GOAL: Pull out every line in the data that has the string "code" in it.

STORED DATA:

• • • •

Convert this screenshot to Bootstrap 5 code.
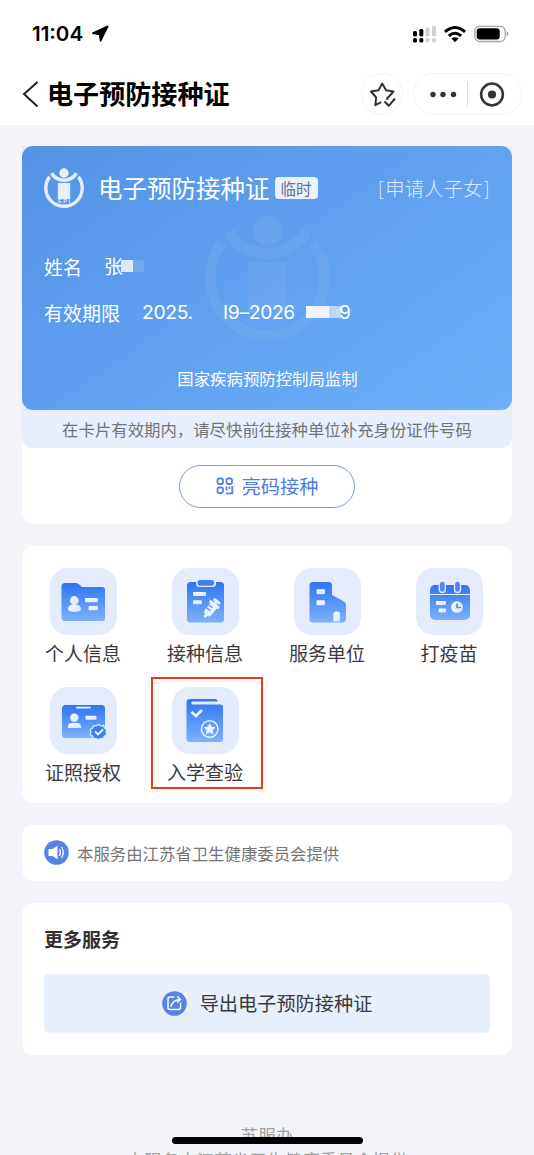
<!DOCTYPE html>
<html lang="zh-CN">
<head>
<meta charset="utf-8">
<meta name="viewport" content="width=device-width, initial-scale=1">
<title>电子预防接种证</title>
<link href="https://cdn.jsdelivr.net/npm/bootstrap@5.3.0/dist/css/bootstrap.min.css" rel="stylesheet">
<style>
body{font-family:"Noto Sans CJK SC",sans-serif;background:#f4f5fa;color:#3a3a3c;height:1155px;overflow:hidden;line-height:1;font-size:19px}
svg{display:block;flex:none}
.status-bar{height:68px;padding:0 25px 0 32px}
.clock{font:600 20.5px/1 Inter,sans-serif;color:#000;letter-spacing:0}
.title-bar{height:57px;padding:0 12px 5px 22px}
.page-title{font-size:26.1px;font-weight:700;color:#000;margin:0 0 1px 8px;line-height:1}
.round-btn{width:42px;height:42px;border:1px solid #f3f3f5}
.capsule{width:109px;height:42px;border:1px solid #f3f3f5;border-radius:21px;margin-left:10px}
.capsule-line{width:1px;height:25px;background:#dedee0}
main{padding:21.400px 22px 0}
.panel{background:#fff;border-radius:11px}
.pass-panel{height:377.600px;margin-bottom:22px}
.notice{background:#e7effd;border-radius:0 0 11px 11px;height:302px}
.pass{height:263.600px;border-radius:11px;color:#fff;background:linear-gradient(145deg,#5293e6 0%,#5e9fef 45%,#6bb0f9 100%);padding:0 21px 0 22px}
.pass-head{height:84px}
.pass-title{font-size:24.5px;margin-left:14px}
.temp-tag{width:43px;height:22px;border-radius:4px;background:#e9f1fa;color:#627594;font-size:15.5px;margin-left:5px}
.child-tag{font-size:19.2px;color:#dfeafa;font-weight:300;letter-spacing:.3px}
.child-tag i{font-style:normal;padding:0 1px}
.watermark{left:181px;top:69px}
.field{height:46px}
.num{font:400 19.3px/22px Inter,"Liberation Sans",sans-serif;white-space:nowrap;letter-spacing:-.35px}
.cover{overflow:hidden}
.mask{height:12px}
.issuer{font-size:16.4px;padding-top:35px}
.notice-text{height:38px;font-size:16.4px;color:#747474}
.code-btn{width:176px;height:43px;border:1px solid #7899e9;border-radius:22px;color:#4c7ce0;font-size:19.2px;margin:16.5px auto 0}
.services{height:257px;padding-top:22px;margin-bottom:22px}
.tile{width:122px;height:119px}
.tile-icon{width:67px;height:67px;border-radius:18px;background:#e4ecfc}
.tile-label{line-height:35px}
.picked{left:129px;top:131px;width:112px;height:112px;border:2px solid #f0391c}
.provider{height:56px;padding-left:22px;font-size:16.4px;color:#757575;margin-bottom:22.5px}
.more{height:152px;padding:26px 22px 0}
.more h2{font-size:19px;font-weight:700;color:#303033;line-height:20px;margin-bottom:25px}
.export{height:59px;border-radius:5px;background:#e7effd;color:#3a3a3c;gap:13px;font-size:19.200px}
footer{color:#a0a0a3;font-size:17.600px;padding-top:67px;line-height:25px}
.home-bar{left:172px;top:1137px;width:190.500px;height:7px;border-radius:4px;background:#000}
</style>
</head>
<body class="position-relative">
<svg width="0" height="0" class="position-absolute" aria-hidden="true">
<defs>
<linearGradient id="b" x1="0" y1="0" x2="0" y2="1"><stop offset="0" stop-color="#2f75f2"/><stop offset="1" stop-color="#7db1fb"/></linearGradient>
<linearGradient id="w" x1="0" y1="0" x2="1" y2="1"><stop offset="0" stop-color="#fff"/><stop offset="1" stop-color="#cfe5fd"/></linearGradient>
<symbol id="epi" viewBox="0 0 40 41">
<circle cx="20" cy="5" r="4.700"/>
<path d="M7.600 5.300Q12 12.200 20 12.200T32.400 5.300" fill="none" stroke="currentColor" stroke-width="3.600"/>
<path d="M5.600 8.900A18.200 18.200 0 1 0 34.400 8.900" fill="none" stroke="currentColor" stroke-width="3.400"/>
<path d="M13.800 15h12.400V31H13.800z"/>
</symbol>
</defs>
</svg>
<header class="bg-white">
  <div class="status-bar d-flex align-items-center">
    <span class="clock">11:04</span>
    <svg style="margin-left:8px" width="19" height="18" viewBox="0 0 19 18"><path d="M16.800 1.300 1.700 8.300 8.500 9.400 9.600 15.900z" fill="#000" stroke="#000" stroke-width="1.500" stroke-linejoin="round"/></svg>
    <div class="d-flex align-items-center ms-auto">
      <svg width="25" height="18" viewBox="0 0 25 18"><g fill="#000"><rect x="1" y="6" width="4" height="5.500" rx="1.500"/><rect x="7.300" y="4" width="4" height="7.500" rx="1.500"/><rect x="1" y="13" width="4" height="4.500" rx="1.500"/><rect x="7.300" y="13" width="4" height="4.500" rx="1.500"/></g><g fill="#cfcfcf"><rect x="13.600" y="2.500" width="4" height="9" rx="1.500"/><rect x="20" y="1" width="4" height="10.500" rx="1.500"/><rect x="13.600" y="13" width="4" height="4.500" rx="1.500"/><rect x="20" y="13" width="4" height="4.500" rx="1.500"/></g></svg>
      <svg style="margin-left:7px" width="22" height="17" viewBox="0 0 22 17"><g fill="none" stroke="#000" stroke-width="3"><path d="M1 5.900Q11-2.800 21 5.900"/><path d="M4.800 9.900Q11 4.700 17.200 9.900"/></g><path d="M7.500 12.600Q11 9.800 14.500 12.600L11 16.300z"/></svg>
      <svg style="margin-left:8px" width="35" height="18" viewBox="0 0 35 18"><rect x=".8" y="1.300" width="30.400" height="15.200" rx="4.800" fill="none" stroke="#a5a5a5" stroke-width="1.300"/><rect x="2.700" y="3.200" width="23" height="11.400" rx="3"/><path d="M32.700 6.300q1.600.8 1.600 2.500t-1.600 2.500z" fill="#999"/></svg>
    </div>
  </div>
  <div class="title-bar d-flex align-items-center">
    <svg width="17" height="28" viewBox="0 0 17 28"><path d="M15.500 2 2 14l13.500 12.500" fill="none" stroke="#222" stroke-width="2"/></svg>
    <h1 class="page-title">电子预防接种证</h1>
    <div class="round-btn rounded-circle d-flex align-items-center justify-content-center ms-auto">
      <svg width="27" height="27" viewBox="0 0 27 27" fill="none" stroke="#333" stroke-width="2" stroke-linejoin="round"><path d="M12.200 21.200 6.300 24.100 7.200 16.500 2 10.500 9.500 9.200 13.200 2.500 17 9.200 24.500 10.500 20 15.500 18.200 17.300V19"/><path d="m15.500 20.500 4.300 4.300L26 17.500"/></svg>
    </div>
    <div class="capsule d-flex align-items-center">
      <svg width="53" height="40" viewBox="0 0 53 40" fill="#333"><circle cx="19" cy="20.500" r="2.700"/><circle cx="29" cy="20.500" r="2.700"/><circle cx="39.500" cy="20.500" r="2.700"/></svg>
      <span class="capsule-line"></span>
      <svg width="49" height="40" viewBox="0 0 49 40"><circle cx="24" cy="20.500" r="10.900" fill="none" stroke="#333" stroke-width="2.500"/><circle cx="24" cy="20.500" r="4.100" fill="#333"/></svg>
    </div>
  </div>
</header>
<main>
  <section class="panel pass-panel">
    <div class="notice">
      <div class="pass position-relative">
        <svg class="watermark position-absolute" width="129" height="129" fill="#81b4ed" color="#81b4ed" opacity=".3"><use href="#epi"/></svg>
        <div class="pass-head d-flex align-items-center position-relative">
          <svg width="40" height="41" viewBox="0 0 40 41" fill="#e6efff" color="#e6efff"><use href="#epi"/><text x="20" y="35.400" font-size="5.800" font-weight="700" text-anchor="middle" textLength="12" font-family="Liberation Sans" fill="#d5e5ff">EPI</text></svg>
          <span class="pass-title">电子预防接种证</span>
          <span class="temp-tag d-flex align-items-center justify-content-center">临时</span>
          <span class="child-tag ms-auto"><i>[</i>申请人子女<i>]</i></span>
        </div>
        <div style="padding-top:13px" class="position-relative">
          <div class="field d-flex align-items-center"><span>姓名</span><span style="margin-left:22px;width:19px;line-height:24px">张</span><span class="mask position-relative" style="width:12px;margin-left:-2px;background:#dceafa"></span><span class="mask" style="width:11px;background:#6fa8ed"></span></div>
          <div class="field d-flex align-items-center"><span>有效期限</span><span class="num" style="margin-left:22px;width:57px">2025.</span><span class="num cover" style="margin-left:24px;width:71px">I9–2026</span><span class="mask" style="width:23px;margin-left:12px;background:#edf4fd"></span><span class="mask" style="width:12px;background:#bdd9f8"></span><span class="num" style="margin-left:-2px">9</span></div>
          <div class="issuer text-center">国家疾病预防控制局监制</div>
        </div>
      </div>
      <div class="notice-text d-flex align-items-center justify-content-center">在卡片有效期内，请尽快前往接种单位补充身份证件号码</div>
    </div>
    <div class="code-btn d-flex align-items-center justify-content-center gap-2">
      <svg width="18" height="18" viewBox="0 0 18 18" fill="none" stroke="#5783e1" stroke-width="1.800"><rect x="1.500" y="1.500" width="5.500" height="5.500" rx="1.500"/><rect x="10.500" y="1.500" width="5.500" height="5.500" rx="1.500"/><rect x="1.500" y="10.500" width="5.500" height="5.500" rx="1.500"/><path d="M10.500 9.500v4M13.500 9.500V12M16.300 9v7.300H10"/></svg>
      <span>亮码接种</span>
    </div>
  </section>

  <section class="panel services position-relative">
    <div class="d-flex flex-wrap">
      <div class="tile d-flex flex-column align-items-center">
        <div class="tile-icon"><svg width="67" height="67"><path d="M15 15h11q2 0 3.500 1.700L32 19h20q3 0 3 3v28q0 3-3 3H15q-3.500 0-3.500-3V18.500q0-3.500 3.500-3.500z" fill="url(#b)"/><g fill="url(#w)"><circle cx="24.300" cy="32.500" r="4.400"/><path d="M18 41q0-4 5-4.500h3q5 .5 5 4.500 0 3-6.500 3T18 41z"/><rect x="35" y="30" width="13" height="4.300" rx="1"/><rect x="38.500" y="38" width="9.500" height="4.300" rx="1"/></g></svg></div>
        <span class="tile-label">个人信息</span>
      </div>
      <div class="tile d-flex flex-column align-items-center">
        <div class="tile-icon"><svg width="67" height="67"><rect x="15" y="14" width="37" height="40.500" rx="3.500" fill="url(#b)"/><path d="M24 14h20v1.500q0 3.500-3.500 3.500h-13Q24 19 24 15.500z" fill="#e4ecfc"/><rect x="25.500" y="12" width="16.500" height="5.700" rx="2.500" fill="#3d7ff4"/><g fill="url(#w)"><rect x="21" y="24" width="13" height="4" rx="1"/><rect x="21" y="32.300" width="9" height="4" rx="1"/></g><g transform="translate(39.300 40.500) rotate(38)" fill="#e3f2ff"><path d="M-4.300-5h8.600V5q0 2.500-2 3H1.500v3h-3V8h-.8q-2-.5-2-3zM-6-6.500h12v3H-6zM-1.500-9.500h3v4h-3zM-4-10.500h8v2.800h-8z"/><path d="M-4.500-1.300H.5M-4.500 2.300H.5" stroke="#5a98f7" stroke-width="1.300"/></g></svg></div>
        <span class="tile-label">接种信息</span>
      </div>
      <div class="tile d-flex flex-column align-items-center">
        <div class="tile-icon"><svg width="67" height="67"><path d="M19 14h15.500q3.500 0 3.500 3.500V27l12 6.500q2 1.200 2 3.500v14q0 3.500-3.500 3.500H19q-3.500 0-3.500-3.500V17.500Q15.500 14 19 14z" fill="url(#b)"/><g fill="url(#w)"><rect x="22.500" y="21.300" width="8.500" height="5" rx="1"/><rect x="22.500" y="32.300" width="8.500" height="5" rx="1"/><path d="M39.500 53.500V46q0-2.500 3.300-2.500T46 46v7.500z"/></g></svg></div>
        <span class="tile-label">服务单位</span>
      </div>
      <div class="tile d-flex flex-column align-items-center">
        <div class="tile-icon"><svg width="67" height="67"><rect x="14" y="17" width="40" height="35" rx="5" fill="url(#b)"/><path d="M14 26.500h40" stroke="#e4ecfc" stroke-width="1.200"/><g fill="#4a89f5" stroke="#e4ecfc" stroke-width="1.300"><rect x="23.300" y="13" width="6" height="11.500" rx="3"/><rect x="38.500" y="13" width="6" height="11.500" rx="3"/></g><g fill="url(#w)"><rect x="20" y="33" width="10" height="4" rx="1"/><rect x="22.700" y="40.500" width="7.300" height="4" rx="1"/><circle cx="41" cy="39.200" r="5.900"/></g><path d="M41 35.500V39.500h4" fill="none" stroke="#4b8bf5" stroke-width="1.600"/></svg></div>
        <span class="tile-label">打疫苗</span>
      </div>
      <div class="tile d-flex flex-column align-items-center">
        <div class="tile-icon"><svg width="67" height="67"><rect x="12" y="18" width="43" height="33" rx="3.500" fill="url(#b)"/><g fill="url(#w)"><rect x="26" y="19.800" width="15" height="1.700" rx=".8"/><circle cx="24.300" cy="30.700" r="4.200"/><path d="M18 41v-1q0-4 4-4h5q4 0 4 4v1z"/><rect x="35.500" y="28.800" width="11" height="4" rx="1"/></g><path d="m48.500 37.500 2.300 1.400 2.700-.4 1 2.500 2.300 1.500-.8 2.600.8 2.600-2.400 1.500-1.100 2.400-2.700-.3-2.200 1.500-2.200-1.500-2.700.3-1-2.500-2.300-1.500.7-2.500-.7-2.600 2.300-1.500 1-2.400 2.700.3z" fill="#3c80ef" stroke="#d7e8ff" stroke-width="1.300"/><path d="m45 44.500 3 3 5-5" fill="none" stroke="#eaf4ff" stroke-width="1.800"/></svg></div>
        <span class="tile-label">证照授权</span>
      </div>
      <div class="tile d-flex flex-column align-items-center">
        <div class="tile-icon"><svg width="67" height="67"><path d="M18 12h25q2.500 0 2.500 2.500H21q-1.800 0-1.800 1.500T21 17.500h27.500q2.500 0 2.500 2.500v32q0 3-3 3H17.500q-3 0-3-3V15.500Q14.500 12 18 12z" fill="url(#b)"/><path d="m19.500 25 4.500 4 6-6" fill="none" stroke="#edf6ff" stroke-width="2.500"/><circle cx="37.700" cy="42" r="8.300" fill="none" stroke="#e3f0ff" stroke-width="1.500"/><path d="m37.700 36.700 1.700 3.300 3.600.5-2.600 2.600.6 3.700-3.300-1.700-3.300 1.700.6-3.700-2.600-2.600 3.600-.5z" fill="#edf6ff" stroke="#edf6ff" stroke-width=".8" stroke-linejoin="round"/></svg></div>
        <span class="tile-label">入学查验</span>
      </div>
    </div>
    <div class="picked position-absolute"></div>
  </section>

  <section class="panel provider d-flex align-items-center">
    <svg width="25" height="25" viewBox="0 0 25 25"><circle cx="12.500" cy="12.500" r="12.300" fill="#5783e1"/><path d="M4.500 9h4l5-3.300v13.600l-5-3.300h-4z" fill="#fff"/><path d="M15.500 9q2 3.500 0 7M17.500 7q3.500 5.500 0 11" fill="none" stroke="#fff" stroke-width="1.200"/></svg>
    <span style="margin-left:8px">本服务由江苏省卫生健康委员会提供</span>
  </section>

  <section class="panel more">
    <h2>更多服务</h2>
    <div class="export d-flex align-items-center justify-content-center">
      <svg width="25" height="25" viewBox="0 0 25 25"><circle cx="12.500" cy="12.500" r="12.300" fill="#5783e1"/><g fill="none" stroke="#fff" stroke-width="1.500" stroke-linejoin="round"><path d="M12.500 6H8Q6 6 6 8v8.500q0 2 2 2h8.500q2 0 2-2v-5"/><path d="M9 15.500Q10.500 9 18 8.500M15.200 5.500 18.500 8.500 15.200 11.500"/></g></svg>
      <span>导出电子预防接种证</span>
    </div>
  </section>
</main>
<footer class="text-center"><div>苏服办</div><div>本服务由江苏省卫生健康委员会提供</div></footer>
<div class="home-bar position-absolute"></div>
<script src="https://cdn.jsdelivr.net/npm/bootstrap@5.3.0/dist/js/bootstrap.bundle.min.js"></script>
</body>
</html>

• • • •

REPLY TO THE EXERCISE:
Convert this screenshot to Bootstrap 5 code.
.code-btn{width:176px;height:43px;border:1px solid #7899e9;border-radius:22px;color:#4c7ce0;font-size:19.2px;margin:16.5px auto 0}
    <div class="code-btn d-flex align-items-center justify-content-center gap-2">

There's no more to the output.